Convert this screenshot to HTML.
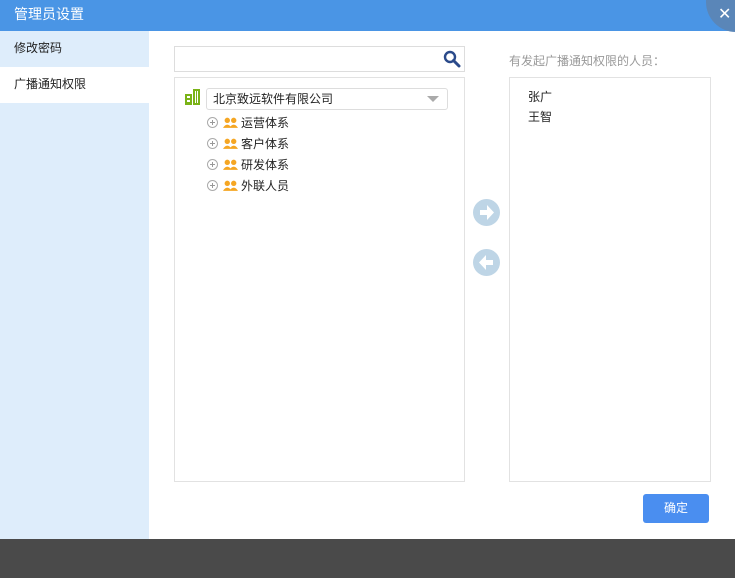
<!DOCTYPE html>
<html><head><meta charset="utf-8"><style>
*{margin:0;padding:0;box-sizing:border-box}
body{width:735px;height:578px;position:relative;background:#fff;font-family:"Liberation Sans","Noto Sans CJK SC",sans-serif;font-size:12px;color:#222;overflow:hidden}
.hdr{position:absolute;left:0;top:0;width:735px;height:31px;background:#4a95e5;color:#fff;font-size:14px;line-height:29px;padding-left:14px}
.close{position:absolute;left:706px;top:-28px;width:60px;height:60px;border-radius:50%;background:#5a86b8;}
.close span{position:absolute;left:12px;top:35px;color:#fff;font-size:16px;line-height:16px}
.side{position:absolute;left:0;top:31px;width:149px;height:508px;background:#deedfb}
.side div{height:36px;line-height:34px;padding-left:14px;font-size:12px}
.side .on{background:#fff}
.foot{position:absolute;left:0;top:539px;width:735px;height:39px;background:#4a4a4a}
.search{position:absolute;left:174px;top:46px;width:291px;height:26px;border:1px solid #ddd}
.tree{position:absolute;left:174px;top:77px;width:291px;height:405px;border:1px solid #e2e2e2}
.right{position:absolute;left:509px;top:77px;width:202px;height:405px;border:1px solid #e2e2e2}
.lbl{position:absolute;left:509px;top:52px;color:#999;font-size:12px}
.sel{position:absolute;left:206px;top:88px;width:242px;height:22px;border:1px solid #ddd;border-radius:3px;line-height:20px;padding-left:6px}
.sel:after{content:"";position:absolute;right:8px;top:7px;border-left:6px solid transparent;border-right:6px solid transparent;border-top:6px solid #aaa}
.node{position:absolute;left:207px;height:20px;line-height:20px}
.plus{display:inline-block;width:11px;height:11px;border:1px solid #aaa;border-radius:50%;position:relative;vertical-align:-1px;margin-right:5px}
.plus:before{content:"";position:absolute;left:2px;top:4px;width:5px;height:1px;background:#999}
.plus:after{content:"";position:absolute;left:4px;top:2px;width:1px;height:5px;background:#999}
.ppl{display:inline-block;width:15px;height:11px;vertical-align:-1px;margin-right:3px}
.arr{position:absolute;left:473px;width:27px;height:27px;border-radius:50%;background:#bed5e6}
.btn{position:absolute;left:643px;top:494px;width:66px;height:29px;background:#4a8ef0;border-radius:3px;color:#fff;text-align:center;line-height:29px;font-size:12px}
</style></head><body>
<div class="hdr">管理员设置<div class="close"><span>✕</span></div></div>
<div class="side"><div>修改密码</div><div class="on">广播通知权限</div></div>
<div class="search"><svg style="position:absolute;right:3px;top:3px" width="18" height="18" viewBox="0 0 18 18"><circle cx="7" cy="7" r="5" fill="none" stroke="#2a4a8a" stroke-width="2.4"/><path d="M10.5 10.5L16 16" stroke="#2a4a8a" stroke-width="3" stroke-linecap="round"/></svg></div>
<div class="tree"></div>
<svg style="position:absolute;left:185px;top:89px" width="15" height="16" viewBox="0 0 15 16"><rect x="0" y="5" width="7" height="11" fill="#7ab317"/><rect x="2" y="7" width="3" height="2" fill="#fff"/><rect x="2" y="11" width="3" height="2" fill="#fff"/><rect x="8" y="0" width="7" height="16" fill="#7ab317"/><rect x="10" y="2" width="3" height="12" fill="#fff"/><rect x="11" y="2" width="1" height="12" fill="#7ab317"/></svg>
<div class="sel">北京致远软件有限公司</div>
<div class="node" style="top:113px"><span class="plus"></span><svg class="ppl" viewBox="0 0 14 10"><circle cx="4" cy="3" r="2.5" fill="#f5a623"/><circle cx="10" cy="3" r="2.5" fill="#f5a623"/><path d="M0 10Q4 4 8 10ZM6 10Q10 4 14 10Z" fill="#f5a623"/></svg>运营体系</div>
<div class="node" style="top:134px"><span class="plus"></span><svg class="ppl" viewBox="0 0 14 10"><circle cx="4" cy="3" r="2.5" fill="#f5a623"/><circle cx="10" cy="3" r="2.5" fill="#f5a623"/><path d="M0 10Q4 4 8 10ZM6 10Q10 4 14 10Z" fill="#f5a623"/></svg>客户体系</div>
<div class="node" style="top:155px"><span class="plus"></span><svg class="ppl" viewBox="0 0 14 10"><circle cx="4" cy="3" r="2.5" fill="#f5a623"/><circle cx="10" cy="3" r="2.5" fill="#f5a623"/><path d="M0 10Q4 4 8 10ZM6 10Q10 4 14 10Z" fill="#f5a623"/></svg>研发体系</div>
<div class="node" style="top:176px"><span class="plus"></span><svg class="ppl" viewBox="0 0 14 10"><circle cx="4" cy="3" r="2.5" fill="#f5a623"/><circle cx="10" cy="3" r="2.5" fill="#f5a623"/><path d="M0 10Q4 4 8 10ZM6 10Q10 4 14 10Z" fill="#f5a623"/></svg>外联人员</div>
<div class="arr" style="top:199px"><svg width="27" height="27" viewBox="0 0 27 27"><path d="M7 11h7V6l7 7.5-7 7.5v-5H7z" fill="#fff"/></svg></div>
<div class="arr" style="top:249px"><svg width="27" height="27" viewBox="0 0 27 27"><path d="M20 11h-7V6l-7 7.5 7 7.5v-5h7z" fill="#fff"/></svg></div>
<div class="lbl">有发起广播通知权限的人员：</div>
<div class="right"><div style="position:absolute;left:18px;top:9px;line-height:20px">张广<br>王智</div></div>
<div class="btn">确定</div>
<div class="foot"></div>
</body></html>
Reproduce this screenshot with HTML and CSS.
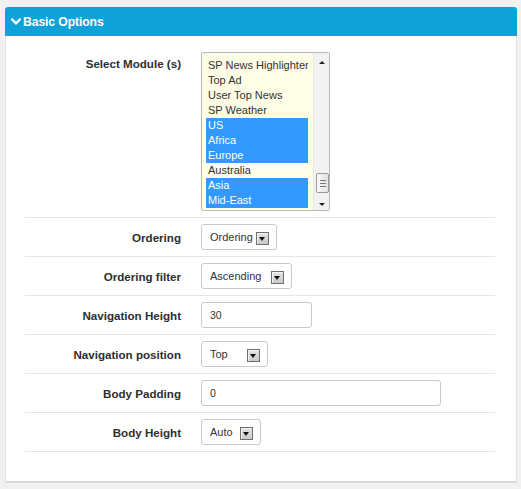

----

The problem: Make an exact copy of the records shown above, without the pictures.

Result for this exercise:
Convert this screenshot to HTML.
<!DOCTYPE html>
<html><head><meta charset="utf-8"><style>
*{margin:0;padding:0;box-sizing:border-box}
body{width:735px;height:578px;position:relative;background:#fff;font-family:"Liberation Sans","Noto Sans CJK SC",sans-serif;font-size:12px;color:#222;overflow:hidden}
.hdr{position:absolute;left:0;top:0;width:735px;height:31px;background:#4a95e5;color:#fff;font-size:14px;line-height:29px;padding-left:14px}
.close{position:absolute;left:706px;top:-28px;width:60px;height:60px;border-radius:50%;background:#5a86b8;}
.close span{position:absolute;left:12px;top:35px;color:#fff;font-size:16px;line-height:16px}
.side{position:absolute;left:0;top:31px;width:149px;height:508px;background:#deedfb}
.side div{height:36px;line-height:34px;padding-left:14px;font-size:12px}
.side .on{background:#fff}
.foot{position:absolute;left:0;top:539px;width:735px;height:39px;background:#4a4a4a}
.search{position:absolute;left:174px;top:46px;width:291px;height:26px;border:1px solid #ddd}
.tree{position:absolute;left:174px;top:77px;width:291px;height:405px;border:1px solid #e2e2e2}
.right{position:absolute;left:509px;top:77px;width:202px;height:405px;border:1px solid #e2e2e2}
.lbl{position:absolute;left:509px;top:52px;color:#999;font-size:12px}
.sel{position:absolute;left:206px;top:88px;width:242px;height:22px;border:1px solid #ddd;border-radius:3px;line-height:20px;padding-left:6px}
.sel:after{content:"";position:absolute;right:8px;top:7px;border-left:6px solid transparent;border-right:6px solid transparent;border-top:6px solid #aaa}
.node{position:absolute;left:207px;height:20px;line-height:20px}
.plus{display:inline-block;width:11px;height:11px;border:1px solid #aaa;border-radius:50%;position:relative;vertical-align:-1px;margin-right:5px}
.plus:before{content:"";position:absolute;left:2px;top:4px;width:5px;height:1px;background:#999}
.plus:after{content:"";position:absolute;left:4px;top:2px;width:1px;height:5px;background:#999}
.ppl{display:inline-block;width:15px;height:11px;vertical-align:-1px;margin-right:3px}
.arr{position:absolute;left:473px;width:27px;height:27px;border-radius:50%;background:#bed5e6}
.btn{position:absolute;left:643px;top:494px;width:66px;height:29px;background:#4a8ef0;border-radius:3px;color:#fff;text-align:center;line-height:29px;font-size:12px}
</style></head><body>
<div class="hdr">管理员设置<div class="close"><span>✕</span></div></div>
<div class="side"><div>修改密码</div><div class="on">广播通知权限</div></div>
<div class="search"><svg style="position:absolute;right:3px;top:3px" width="18" height="18" viewBox="0 0 18 18"><circle cx="7" cy="7" r="5" fill="none" stroke="#2a4a8a" stroke-width="2.4"/><path d="M10.5 10.5L16 16" stroke="#2a4a8a" stroke-width="3" stroke-linecap="round"/></svg></div>
<div class="tree"></div>
<svg style="position:absolute;left:185px;top:89px" width="15" height="16" viewBox="0 0 15 16"><rect x="0" y="5" width="7" height="11" fill="#7ab317"/><rect x="2" y="7" width="3" height="2" fill="#fff"/><rect x="2" y="11" width="3" height="2" fill="#fff"/><rect x="8" y="0" width="7" height="16" fill="#7ab317"/><rect x="10" y="2" width="3" height="12" fill="#fff"/><rect x="11" y="2" width="1" height="12" fill="#7ab317"/></svg>
<div class="sel">北京致远软件有限公司</div>
<div class="node" style="top:113px"><span class="plus"></span><svg class="ppl" viewBox="0 0 14 10"><circle cx="4" cy="3" r="2.5" fill="#f5a623"/><circle cx="10" cy="3" r="2.5" fill="#f5a623"/><path d="M0 10Q4 4 8 10ZM6 10Q10 4 14 10Z" fill="#f5a623"/></svg>运营体系</div>
<div class="node" style="top:134px"><span class="plus"></span><svg class="ppl" viewBox="0 0 14 10"><circle cx="4" cy="3" r="2.5" fill="#f5a623"/><circle cx="10" cy="3" r="2.5" fill="#f5a623"/><path d="M0 10Q4 4 8 10ZM6 10Q10 4 14 10Z" fill="#f5a623"/></svg>客户体系</div>
<div class="node" style="top:155px"><span class="plus"></span><svg class="ppl" viewBox="0 0 14 10"><circle cx="4" cy="3" r="2.5" fill="#f5a623"/><circle cx="10" cy="3" r="2.5" fill="#f5a623"/><path d="M0 10Q4 4 8 10ZM6 10Q10 4 14 10Z" fill="#f5a623"/></svg>研发体系</div>
<div class="node" style="top:176px"><span class="plus"></span><svg class="ppl" viewBox="0 0 14 10"><circle cx="4" cy="3" r="2.5" fill="#f5a623"/><circle cx="10" cy="3" r="2.5" fill="#f5a623"/><path d="M0 10Q4 4 8 10ZM6 10Q10 4 14 10Z" fill="#f5a623"/></svg>外联人员</div>
<div class="arr" style="top:199px"><svg width="27" height="27" viewBox="0 0 27 27"><path d="M7 11h7V6l7 7.5-7 7.5v-5H7z" fill="#fff"/></svg></div>
<div class="arr" style="top:249px"><svg width="27" height="27" viewBox="0 0 27 27"><path d="M20 11h-7V6l-7 7.5 7 7.5v-5h7z" fill="#fff"/></svg></div>
<div class="lbl">有发起广播通知权限的人员：</div>
<div class="right"><div style="position:absolute;left:18px;top:9px;line-height:20px">张广<br>王智</div></div>
<div class="btn">确定</div>
<div class="foot"></div>
</body></html>
Reproduce this screenshot with HTML and CSS.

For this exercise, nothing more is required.